Montage (v.l.): Hansa-Torhüter Markus Kolke, die Spieler die FC St. Pauli und HSV-Stürmer Robert Glatzel © IMAGO / Witters Foto: Christian Schroedter / Leonie Horky / Tim Groothuis

Datencheck 2. Liga: Die andere Tabelle, starker HSV und Hansa-Krake Kolke

Stand: 16.11.2022 12:15 Uhr

Die Hinrunde in der Zweiten Liga ist vorbei. Die Daten zeigen, wer die Besten waren, aber auch, dass die Tabelle ganz anders aussehen könnte. Während der HSV überzeugt hat, liefern Kellerkind FC St. Pauli und Spitzenreiter Darmstadt 98 verblüffende Werte.

von Florian Neuhauss

Die Zahlen sprechen eine klare Sprache: Geht man nach den Expected Points, also den statistisch zu erwartenden Punkten aus den Spielen, müsste St. Pauli eigentlich Tabellenführer in der Zweiten Liga sein. Und Hansa Rostock würde als 16. auf dem Relegationsrang überwintern. Doch die Realität sieht ganz anders aus: Während die Mecklenburger Neunter sind, stehen die Hamburger punktgleich mit dem Vorletzten auf Platz 15.
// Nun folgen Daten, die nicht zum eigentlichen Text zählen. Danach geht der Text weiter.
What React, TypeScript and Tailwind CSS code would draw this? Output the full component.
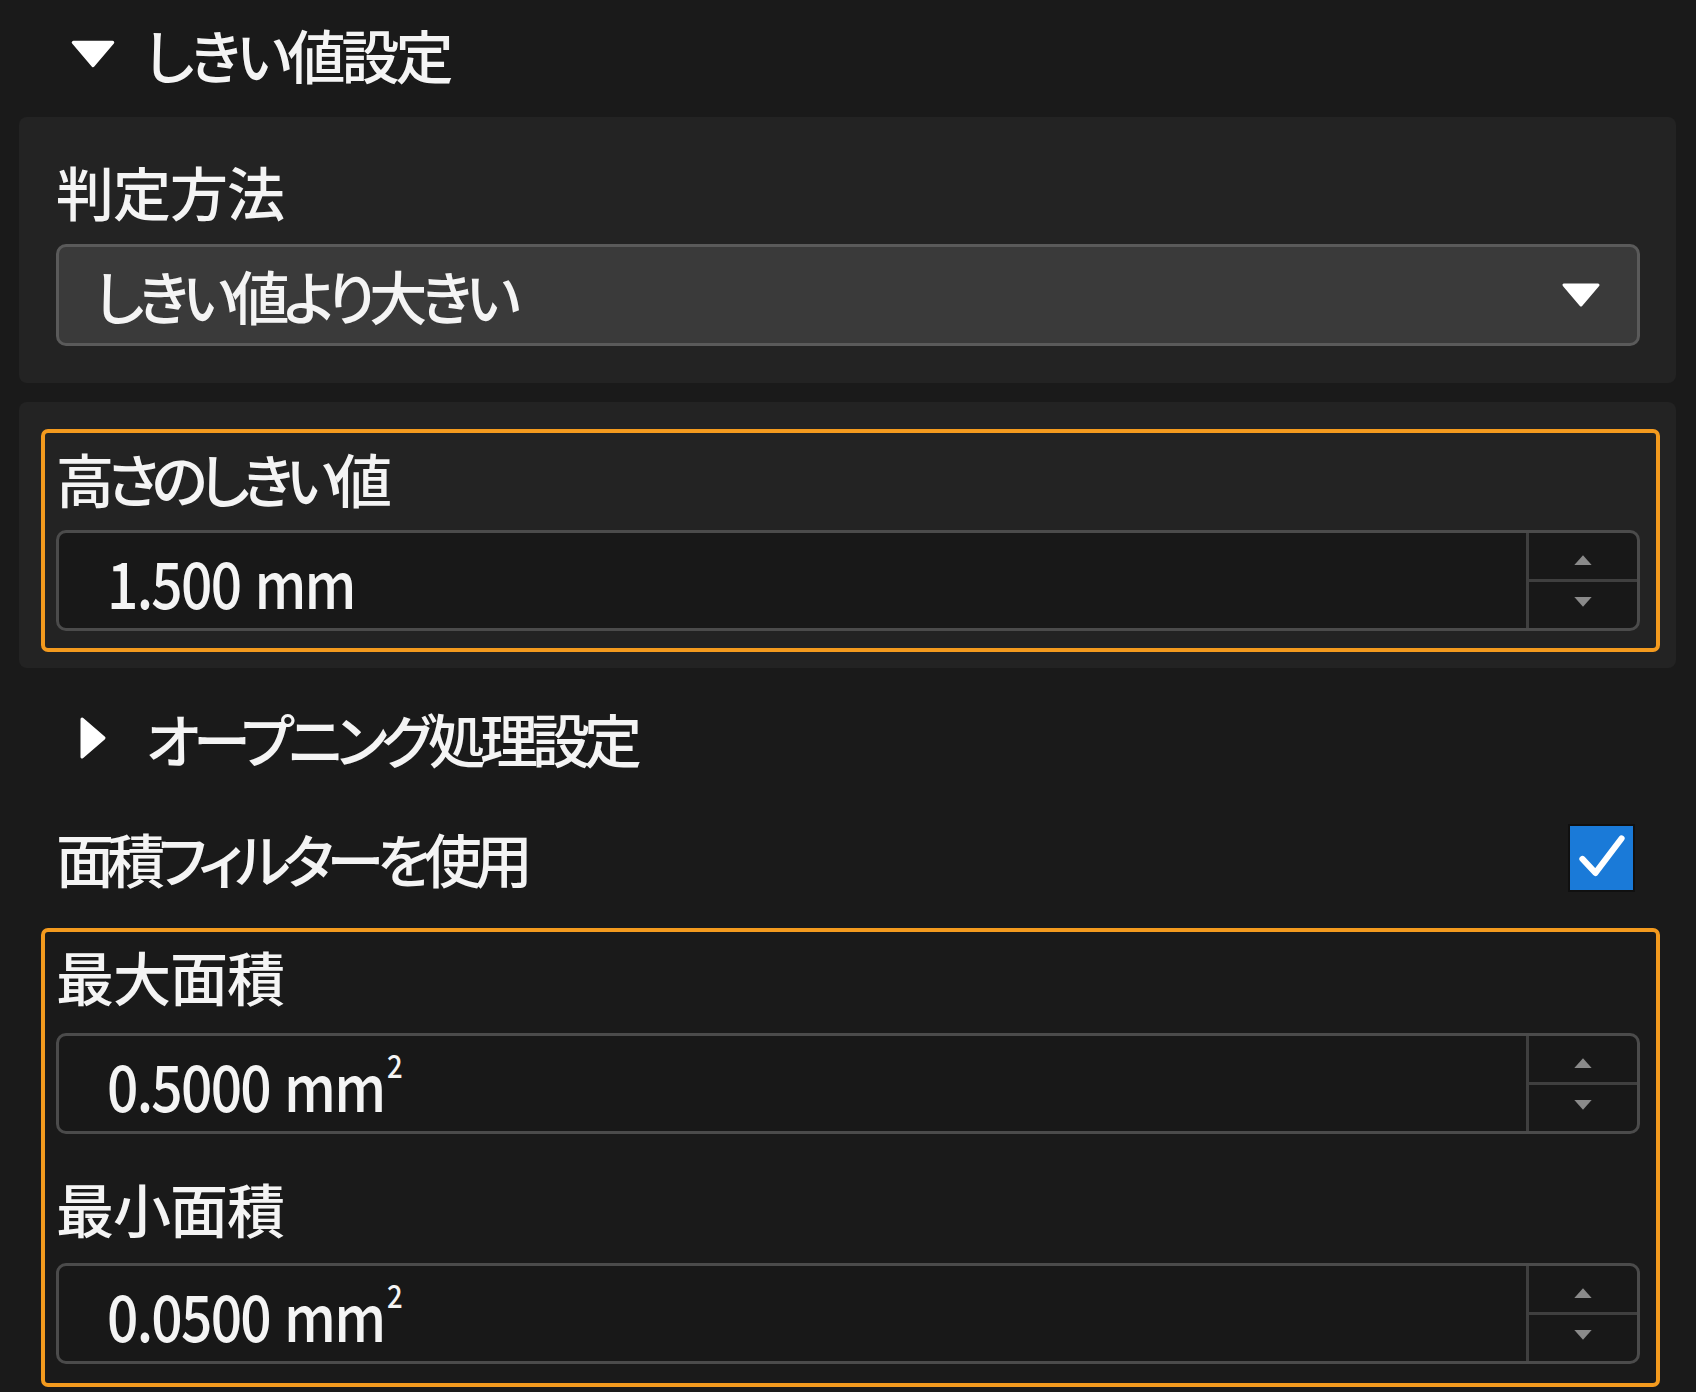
import React from 'react';

const font = "[font-family:'Noto_Sans_CJK_JP','Noto_Sans',sans-serif] [font-feature-settings:'palt']";

const TriDown = ({ className }: { className: string }) => (
  <svg viewBox="0 0 40 26" className={className}>
    <path d="M3 3 L37 3 L20 23 Z" fill="currentColor" stroke="currentColor" strokeWidth="3" strokeLinejoin="round" />
  </svg>
);

const Spin = ({ value, sup }: { value: string; sup?: boolean }) => (
  <div className="flex h-[101px] rounded-[10px] border-[3px] border-[#4b4b4b] bg-[#181818]">
    <div className="flex flex-1 items-center pl-[48px] text-[#f4f4f4]">
      <div className="flex origin-left scale-x-[0.86] items-center text-[64px] font-medium leading-none">
        <span className="tracking-[-2px] [word-spacing:4px]">{value}</span>
        {sup && <span className="ml-[3px] -translate-y-[20px] text-[32px] leading-none">2</span>}
      </div>
    </div>
    <div className="flex w-[111px] flex-col border-l-[3px] border-[#3f3f3f]">
      <div className="flex flex-1 items-center justify-center border-b-[3px] border-[#3f3f3f] pt-[6px]">
        <svg viewBox="0 0 20 12" className="h-[13px] w-[22px]">
          <path d="M2 11 L10 2 L18 11 Z" fill="#8a8a8a" />
        </svg>
      </div>
      <div className="flex flex-1 items-center justify-center pb-[6px]">
        <svg viewBox="0 0 20 12" className="h-[13px] w-[22px]">
          <path d="M2 1 L18 1 L10 10 Z" fill="#8a8a8a" />
        </svg>
      </div>
    </div>
  </div>
);

const Label = ({ text, className = '' }: { text: string; className?: string }) => (
  <div className={`flex h-[88px] items-center text-[58px] font-medium leading-none text-[#f4f4f4] ${className}`}>{text}</div>
);

export default function App() {
  return (
    <div className={`h-[1392px] w-[1696px] overflow-hidden bg-[#1a1a1a] ${font}`}>
      {/* しきい値設定 */}
      <div className="flex h-[117px] items-center pb-[10px] pl-[70px]">
        <TriDown className="h-[30px] w-[46px] text-white" />
        <span className="ml-[29px] text-[58px] font-medium leading-none tracking-[-4px] text-[#f4f4f4]">しきい値設定</span>
      </div>

      <div className="mx-[19px] mr-[20px] h-[266px] rounded-[8px] bg-[#232323] pl-[37px] pr-[36px] pt-[30px]">
        <Label text="判定方法" className="mb-[9px] tracking-[-1px]" />
        <div className="flex h-[102px] items-center rounded-[10px] border-[3px] border-[#5a5a5a] bg-[#3a3a3a] pl-[36px] pr-[36px]">
          <span className="flex-1 text-[58px] font-medium leading-none tracking-[-6px] text-[#f4f4f4]">しきい値より大きい</span>
          <TriDown className="h-[26px] w-[40px] text-white" />
        </div>
      </div>

      <div className="mx-[19px] mr-[20px] mt-[19px] h-[266px] rounded-[8px] bg-[#232323] pl-[22px] pr-[16px] pt-[27px]">
        <div className="rounded-[7px] border-4 border-[#f39a1e] pb-[17px] pl-[11px] pr-[16px]">
          <Label text="高さのしきい値" className="mb-[7px] h-[90px] tracking-[-7px]" />
          <Spin value="1.500 mm" />
        </div>
      </div>

      {/* オープニング処理設定 */}
      <div className="flex h-[140px] items-center pl-[78px]">
        <svg viewBox="0 0 30 46" className="h-[46px] w-[30px]">
          <path d="M4 4 L26 23 L4 42 Z" fill="white" stroke="white" strokeWidth="3" strokeLinejoin="round" />
        </svg>
        <span className="ml-[38px] text-[58px] font-medium leading-none tracking-[-6px] text-[#f4f4f4]">オープニング処理設定</span>
      </div>

      <div className="flex h-[100px] items-center pl-[56px] pr-[61px]">
        <span className="flex-1 text-[58px] font-medium leading-none tracking-[-7px] text-[#f4f4f4]">面積フィルターを使用</span>
        <div className="flex h-[68px] w-[67px] items-center justify-center border-2 border-[#101010] bg-[#1a7ad8]">
          <svg viewBox="0 0 60 60" className="h-[56px] w-[56px]">
            <path d="M9 31 L23 46 L51 9" fill="none" stroke="white" strokeWidth="6.5" strokeLinecap="round" strokeLinejoin="round" />
          </svg>
        </div>
      </div>

      <div className="ml-[41px] mt-[20px] w-[1619px] rounded-[7px] border-4 border-[#f39a1e] pb-[19px] pl-[11px] pr-[16px]">
        <Label text="最大面積" className="mb-[13px] tracking-[-1px]" />
        <Spin value="0.5000 mm" sup />
        <Label text="最小面積" className="mb-[11px] mt-[30px] tracking-[-1px]" />
        <Spin value="0.0500 mm" sup />
      </div>
    </div>
  );
}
Hansa hat viel aus seinen relativ wenigen Möglichkeiten gemacht, bei den Hamburgern ist es andersherum. Da hilft es auch nicht, dass die Kiezkicker mit Leart Paqarada einen der beiden besten Spieler der Liga in ihren Reihen haben. Der kosovarische Nationalspieler bringt es genauso wie Holstein Kiels Fabian Reese auf einen Performance-Score von 62,34. Getoppt wird dieser Wert nur von Tobias Müller (63,09). Der Paderborner hat aber auch nur dreimal gespielt.

Reese überzeugte vor allem als Allrounder, Paqarada lieferte reihenweise Topwerte ab. Mit 1.226 spielte er die meisten Pässe aller Zweitliga-Kicker: 300 waren sogenannte progressive Pässe, haben das Spiel also im wahrsten Sinne des Wortes vorangebracht, 16 waren sogar Schlüsselpässe. Und auch seine 37 angekommenen Flanken sind ligaweit unübertroffen.

Kolke glänzt, Zieler und Heuer Fernandes stark

Warum die Rostocker so viel besser dastehen als St. Pauli? Eine Erklärung liefert diese Zahl: Mit 28 Glanzparaden in den bisherigen 17 Saisonspielen hat Torhüter Markus Kolke Maßstäbe gesetzt. Wenngleich so mancher Hansa-Fan sicher auch noch die eine oder andere für den so starken Rückhalt untypische Szene vor Augen hat.

Deshalb schneiden auch andere Torhüter insgesamt deutlich besser ab. Mit einem Performance-Score von 57,36 ist HSV-Keeper Daniel Heuer Fernandes der Beste der Liga. Aber auch Ron-Robert Zieler zeichnete sich aus. Der Schlussmann von Hannover 96 bekam mit 106 die meisten Schüsse auf sein Tor und parierte mit 88 auch die meisten. Außerdem war er bei 60 Versuchen, Bälle abzufangen, 58-mal erfolgreich - beides ebenfalls Ligaspitze.

Hartel ausdauernd, Conteh verdammt schnell

St. Paulis Marcel Hartel ist mit 203,12 Kilometern so viel gelaufen wie kein anderer - und hat damit den Beweis angetreten, dass Einsatz allein oftmals nicht reicht. Manchmal langt auch ein Sprint für den Erfolg, was die Kiezkicker schmerzhaft erfahren mussten, als Sirlord Conteh mit seinem SC Paderborn über das halbe Feld am Millerntor lief und auch noch vor dem Tor die Nerven behielt (Endstand 2:2). Der ehemalige Hamburger ist mit 36,58 km/h übrigens in der bisherigen Saison der schnellste Spieler beider Bundesligen.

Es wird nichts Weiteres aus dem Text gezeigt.